The feeling when something happened that could mean something bad will happen to you or someone else. You cannot stop thinking about this.
You feel worry when you are constantly thinking about something that happened (the ‘signal event’), which may be a signal that something bad will happen (the ‘possible event’). For example, you can feel worried when you are supposed to meet a friend for dinner, but she is an hour late and not picking up her phone (signal event), and now you are worried that something bad may have happened to her (possible event). Or you may have an unusual lump on your skin that is not going away (signal event), and now worry that it may be something serious (possible event). In both cases, the immediate cause, the missing friend and the mysterious lump, could be signals that something terrible happened, e.g., your friend had an accident and the lump turns out to be nasty disease. However, they could also turn out meaningless: the friend turns up late with an empty phone battery, and the lump is just a benign mole. However, until you are sure, the uncertainty is what triggers the unsettling thought process that characterizes worry.

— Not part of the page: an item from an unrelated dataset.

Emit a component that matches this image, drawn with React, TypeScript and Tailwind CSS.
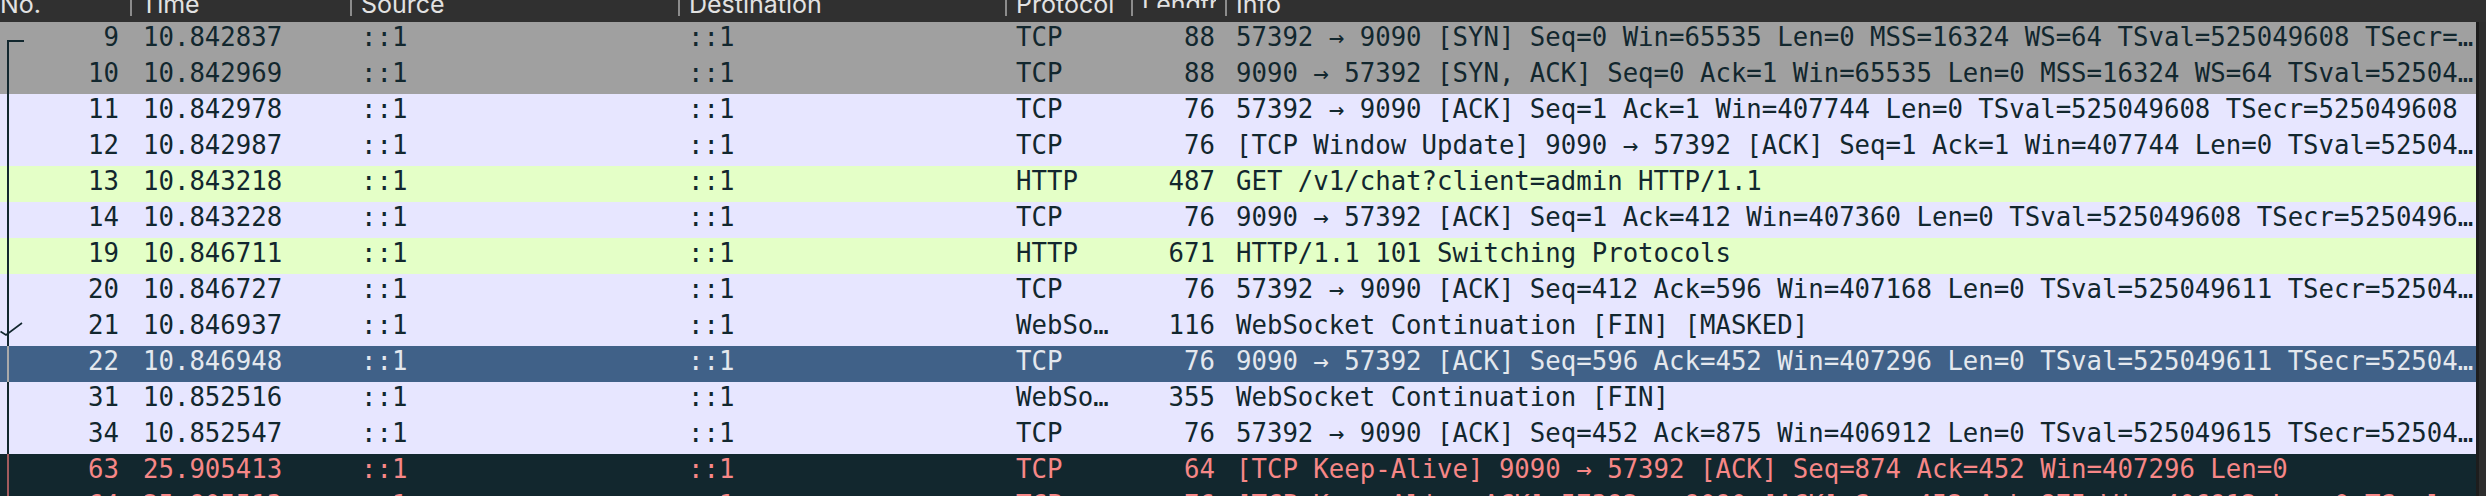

Worry is essentially a type of fear triggered by a situation in which you only play a secondary role. This also explains why we often feel worry for other people: we have much less control over other people’s wellbeing than our own. This powerlessness can lead to several means of expression: waiting restlessly for an outcome, finding distraction in something else, or a relatively aimless attempt to do something to help. An example of the latter is when a parent of a missing child starts driving around the neighborhood, even if she knows the chances of spotting her child that way are slim. If people’s situations remain challenging and beyond their control, such as with medical or financial troubles, worries can extend over a long period of time.
In the comic, Murphy is assessing his future now that he has just been fired. He realizes his prospects are very bad, and he doesn’t know if he can do anything about it.
“Why haven’t I heard from her yet?”
“I’m sure something bad has happened.”
Murphy's bad day
Comparisons with other emotions
Worry & Anxiety
Anxiety and worry are both emotional responses to situations with an unclear outcome. In comparison however, anxiety also has an unclear cause, whereas worry is a response to a concrete sign. For example, new parents may have a general anxiety that something bad could happen to their child. If they are worried, in contrast, it is because there is a sign that they interpret as potentially bad, such as a rash, a recurring cough or a lack of appetite.
Worry & Pity
Pity and worry have in common that they are both emotions that can be felt towards other people (always, in the case of pity, and often, in the case of worry). The difference is that worry is felt towards events that have not yet taken place (or at least that you don’t about yet), but that you worry may happen. In the case of pity, you already know that something bad has happened to them.